# Records for the task:

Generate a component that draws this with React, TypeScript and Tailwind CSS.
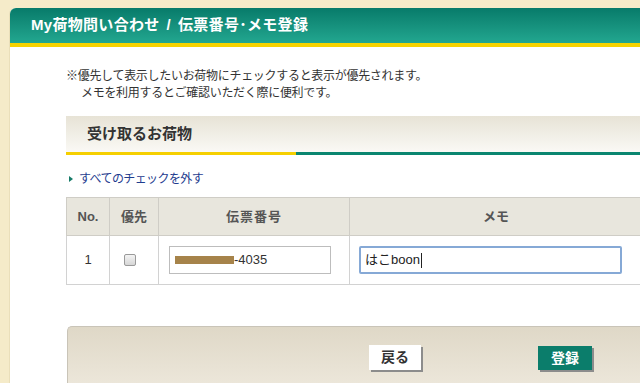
const jp = "font-['Liberation_Sans','Noto_Sans_CJK_JP',sans-serif]";

function NoteBlock() {
  return (
    <div className="ml-[56px] mt-[21px] text-[12px] leading-[17px] tracking-[-0.3px] text-[#333]">
      <p>※優先して表示したいお荷物にチェックすると表示が優先されます。</p>
      <p className="pl-[15px]">メモを利用するとご確認いただく際に便利です。</p>
    </div>
  );
}

function SectionTitle() {
  return (
    <div className="ml-[56px] mt-[14px] w-[600px]">
      <div className="flex h-[36px] items-center bg-gradient-to-b from-[#e7e3d6] to-[#faf9f5] pl-[21px] text-[15px] font-bold text-[#333]">
        受け取るお荷物
      </div>
      <div className="flex h-[3px]">
        <div className="w-[230px] bg-[#f5cf00]" />
        <div className="flex-1 bg-[#0b8670]" />
      </div>
    </div>
  );
}

function PackageTable() {
  return (
    <table className="ml-[56px] mt-[10px] w-[576px] table-fixed border-collapse text-[12px] text-[#333]">
      <colgroup>
        <col className="w-[43px]" />
        <col className="w-[49px]" />
        <col className="w-[191px]" />
        <col className="w-[293px]" />
      </colgroup>
      <thead>
        <tr className="h-[38px] bg-[#e8e6dd] text-[13px] font-bold text-[#555]">
          <th className="border border-[#cfcdc6] font-bold">No.</th>
          <th className="border border-[#cfcdc6] font-bold">優先</th>
          <th className="border border-[#cfcdc6] font-bold tracking-[1px]">伝票番号</th>
          <th className="border border-[#cfcdc6] font-bold">メモ</th>
        </tr>
      </thead>
      <tbody>
        <tr className="h-[49px]">
          <td className="border border-[#d2d2d2] text-center text-[13px]">1</td>
          <td className="border border-[#d2d2d2]">
            <div className="ml-[14px] h-[12px] w-[12px] rounded-[2px] border border-[#9a9a9a] bg-gradient-to-b from-[#f4f4f4] to-[#d6d6d6]" />
          </td>
          <td className="border border-[#d2d2d2] pl-[10px]">
            <div className="flex h-[28px] w-[162px] items-center border border-[#bdbdbd] pl-[5px] text-[13px] text-[#333]">
              <span className="inline-block h-[8px] w-[59px] shrink-0 bg-[#a6834a]" />
              <span>-4035</span>
            </div>
          </td>
          <td className="border border-[#d2d2d2] pl-[9px]">
            <div className="flex h-[28px] w-[263px] items-center rounded-[2px] border-2 border-[#86a9d6] pl-[4px] text-[13px] text-[#222]">
              <span>はこboon</span>
              <span className="ml-[1px] h-[15px] w-px bg-[#222]" />
            </div>
          </td>
        </tr>
      </tbody>
    </table>
  );
}

function ActionBar() {
  return (
    <div className="ml-[57px] mt-[41px] h-[80px] w-[640px] rounded-tl-[5px] border-t border-l border-[#c9c4b8] bg-gradient-to-b from-[#dfd8c7] to-[#f1ece1] pt-[18px]">
      <div className="flex">
        <button className="ml-[301px] h-[25px] w-[52px] bg-white text-[14px] font-bold text-[#333] shadow-[2px_2px_0_#8c8c8c]">
          戻る
        </button>
        <button className="ml-[117px] mt-[1px] h-[24px] w-[54px] bg-[#0b7d6b] text-[14px] font-bold text-white shadow-[2px_2px_0_#8c8c8c]">
          登録
        </button>
      </div>
    </div>
  );
}

export default function App() {
  return (
    <div className={`h-[383px] w-[640px] overflow-hidden bg-[#f5ebc9] pt-[8px] ${jp}`}>
      <div className="ml-[9px] h-[400px] w-[700px] rounded-tl-[6px] border-l border-[#eadfba] bg-white">
        <div className="flex h-[39px] items-center rounded-tl-[6px] border-b-4 border-[#f7d300] bg-gradient-to-b from-[#077b6a] to-[#22a790] pl-[21px] text-[15px] font-bold tracking-[0.3px] text-white">
          My荷物問い合わせ<span className="mx-[7px]">/</span>伝票番号･メモ登録
        </div>
        <NoteBlock />
        <SectionTitle />
        <a className="ml-[59px] mt-[16px] flex h-[16px] items-center text-[12px] tracking-[-0.6px] text-[#1f3d8f]">
          <span className="mr-[6px] h-0 w-0 border-y-[3px] border-l-[4px] border-y-transparent border-l-[#167b68]" />
          すべてのチェックを外す
        </a>
        <PackageTable />
        <ActionBar />
      </div>
    </div>
  );
}
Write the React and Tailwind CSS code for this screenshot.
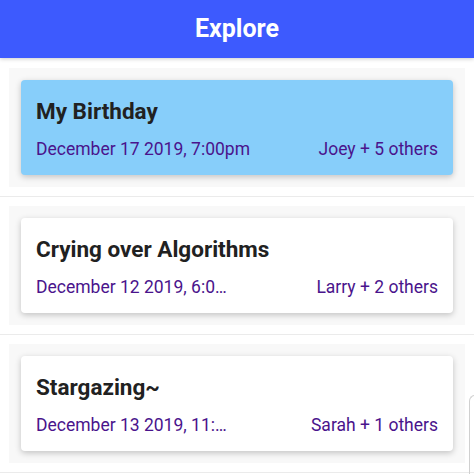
const events = [
  { title: 'My Birthday', date: 'December 17 2019, 7:00pm', people: 'Joey + 5 others', active: true },
  { title: 'Crying over Algorithms', date: 'December 12 2019, 6:0…', people: 'Larry + 2 others' },
  { title: 'Stargazing~', date: 'December 13 2019, 11:…', people: 'Sarah + 1 others' },
];

function EventCard({ event }) {
  return (
    <div className="pt-[9px] pb-[9px] border-b border-[#ebebeb]">
      <div className="mx-[9px] p-3 bg-[#f8f8f8]">
        <div
          className={[
            'rounded-sm shadow-[0_2px_6px_rgba(0,0,0,0.22)] px-[15px] pt-[18px] pb-[14px]',
            event.active ? 'bg-[#87cefa]' : 'bg-white',
          ].join(' ')}
        >
          <h2 className="text-[22.5px] leading-[26px] font-bold text-[#212121]">{event.title}</h2>
          <div className="mt-[13px] flex justify-between text-[17.5px] leading-6 text-[#4a148c]">
            <span>{event.date}</span>
            <span>{event.people}</span>
          </div>
        </div>
      </div>
    </div>
  );
}

export default function App() {
  return (
    <div className="relative w-[474px] h-[474px] overflow-hidden bg-white font-['Roboto',sans-serif]">
      <header className="h-[58px] bg-[#3d5afe] flex items-center justify-center shadow-[0_1px_4px_rgba(0,0,0,0.2)] relative z-10">
        <h1 className="text-[25px] font-bold text-white">Explore</h1>
      </header>
      <div className="pt-px">
        {events.map((e) => (
          <EventCard key={e.title} event={e} />
        ))}
      </div>
      <div className="absolute left-[469px] top-[395px] w-3 h-24 border-l border-t border-[#d0d0d0] rounded-tl-md" />
    </div>
  );
}
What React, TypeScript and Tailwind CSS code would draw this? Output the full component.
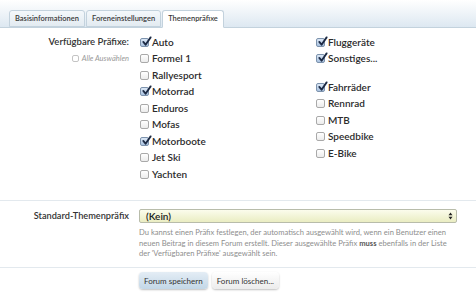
import React from "react";

const font = { fontFamily: "Lato, 'Liberation Sans', sans-serif" };

type Item = { label: string; checked?: boolean; gap?: boolean };

const colOne: Item[] = [
  { label: "Auto", checked: true },
  { label: "Formel 1" },
  { label: "Rallyesport" },
  { label: "Motorrad", checked: true },
  { label: "Enduros" },
  { label: "Mofas" },
  { label: "Motorboote", checked: true },
  { label: "Jet Ski" },
  { label: "Yachten" },
];

const colTwo: Item[] = [
  { label: "Fluggeräte", checked: true },
  { label: "Sonstiges...", checked: true },
  { label: "Fahrräder", checked: true, gap: true },
  { label: "Rennrad" },
  { label: "MTB" },
  { label: "Speedbike" },
  { label: "E-Bike" },
];

const Box = ({ checked, small }: { checked?: boolean; small?: boolean }) => (
  <span
    className={
      "relative inline-block shrink-0 rounded-[2px] border " +
      (small ? "w-[7px] h-[7px] border-[#c4c4c4] bg-white" : "w-[9px] h-[9px] ") +
      (!small && checked
        ? "border-[#7d93ad] bg-gradient-to-b from-[#dbe7f5] to-[#a9c2e0]"
        : !small
        ? "border-[#a9a9a9] bg-gradient-to-b from-white to-[#ececec]"
        : "")
    }
  >
    {checked && (
      <svg
        viewBox="0 0 12 12"
        className="absolute left-[0px] top-[-3px] w-[11px] h-[11px]"
      >
        <path
          d="M2.5 6.5 L5 9.5 L10.5 1.5"
          fill="none"
          stroke="#1c2a44"
          strokeWidth="2"
          strokeLinecap="round"
          strokeLinejoin="round"
        />
      </svg>
    )}
  </span>
);

const Tab = ({ label, active }: { label: string; active?: boolean }) => (
  <div
    className={
      "h-[17px] px-[5px] flex items-center border border-[#c3d2dd] rounded-t-[3px] text-[7.5px] font-semibold text-[#3a3a3a] " +
      (active
        ? "bg-white border-b-white -mb-px h-[18px]"
        : "bg-gradient-to-b from-[#f4f8fb] to-[#e3ebf1]")
    }
  >
    {label}
  </div>
);

const Row = ({ item }: { item: Item }) => (
  <div
    className={
      "h-[16.5px] flex items-center gap-[3px] text-[10px] font-semibold text-[#2b2b2b] " +
      (item.gap ? "mt-[12px]" : "")
    }
  >
    <Box checked={item.checked} />
    <span>{item.label}</span>
  </div>
);

export default function App() {
  return (
    <div className="w-[476px] h-[300px] bg-white overflow-hidden" style={font}>
      <div className="h-[28px] bg-gradient-to-b from-white to-[#dde8f1] border-b border-[#c3d2dd] flex items-end pl-[9px] gap-[1px]">
        <Tab label="Basisinformationen" />
        <Tab label="Foreneinstellungen" />
        <Tab label="Themenpräfixe" active />
      </div>

      <div className="flex pt-[6px] h-[172px]">
        <div className="w-[140px] pr-[11px] flex flex-col items-end">
          <div className="h-[16.5px] flex items-center text-[9.5px] font-semibold text-[#333]">
            Verfügbare Präfixe:
          </div>
          <div className="h-[16.5px] flex items-center gap-[3px] text-[7.5px] italic text-[#9a9a9a]">
            <Box small />
            <span>Alle Auswählen</span>
          </div>
        </div>
        <div className="w-[176px] flex flex-col">
          {colOne.map((item) => (
            <Row key={item.label} item={item} />
          ))}
        </div>
        <div className="flex flex-col">
          {colTwo.map((item) => (
            <Row key={item.label} item={item} />
          ))}
        </div>
      </div>

      <div className="border-t border-[#e3e9ee] pt-[8px] h-[67px] flex">
        <div className="w-[139px] pr-[10px] flex justify-end h-[14px] items-center text-[9.2px] font-semibold text-[#333]">
          Standard-Themenpräfix
        </div>
        <div className="w-[318px] flex flex-col">
          <div className="h-[14px] rounded-[2px] border border-[#b8bcaa] bg-gradient-to-b from-[#fbfcec] to-[#eaedc2] flex items-center justify-between pl-[6px] pr-[3px] text-[10px] font-semibold text-[#222]">
            <span>(Kein)</span>
            <svg viewBox="0 0 6 10" className="w-[5px] h-[8px]">
              <path d="M3 0.5 L5.5 4 L0.5 4 Z M3 9.5 L5.5 6 L0.5 6 Z" fill="#222" />
            </svg>
          </div>
          <p className="mt-[4px] text-[7.6px] leading-[10.5px] text-[#8e8e8e]">
            Du kannst einen Präfix festlegen, der automatisch ausgewählt wird, wenn ein Benutzer einen
            neuen Beitrag in diesem Forum erstellt. Dieser ausgewählte Präfix{" "}
            <b className="text-[#555]">muss</b> ebenfalls in der Liste der 'Verfügbaren Präfixe' ausgewählt sein.
          </p>
        </div>
      </div>

      <div className="border-t border-[#e3e9ee] pt-[4px] pl-[139px] flex gap-[4px]">
        <button className="h-[17px] px-[5px] rounded-[4px] bg-gradient-to-b from-[#e4edf5] to-[#c3d7e7] text-[8px] text-[#333] shadow-[0_1px_2px_rgba(0,0,0,0.25)]">
          Forum speichern
        </button>
        <button className="h-[17px] px-[5px] rounded-[4px] bg-gradient-to-b from-white to-[#ececec] text-[8px] text-[#333] shadow-[0_1px_2px_rgba(0,0,0,0.25)]">
          Forum löschen...
        </button>
      </div>
    </div>
  );
}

# Given task:
From the data above, work out how many lines contain the string "this" and reply with only the number.

# Exercise solution:
3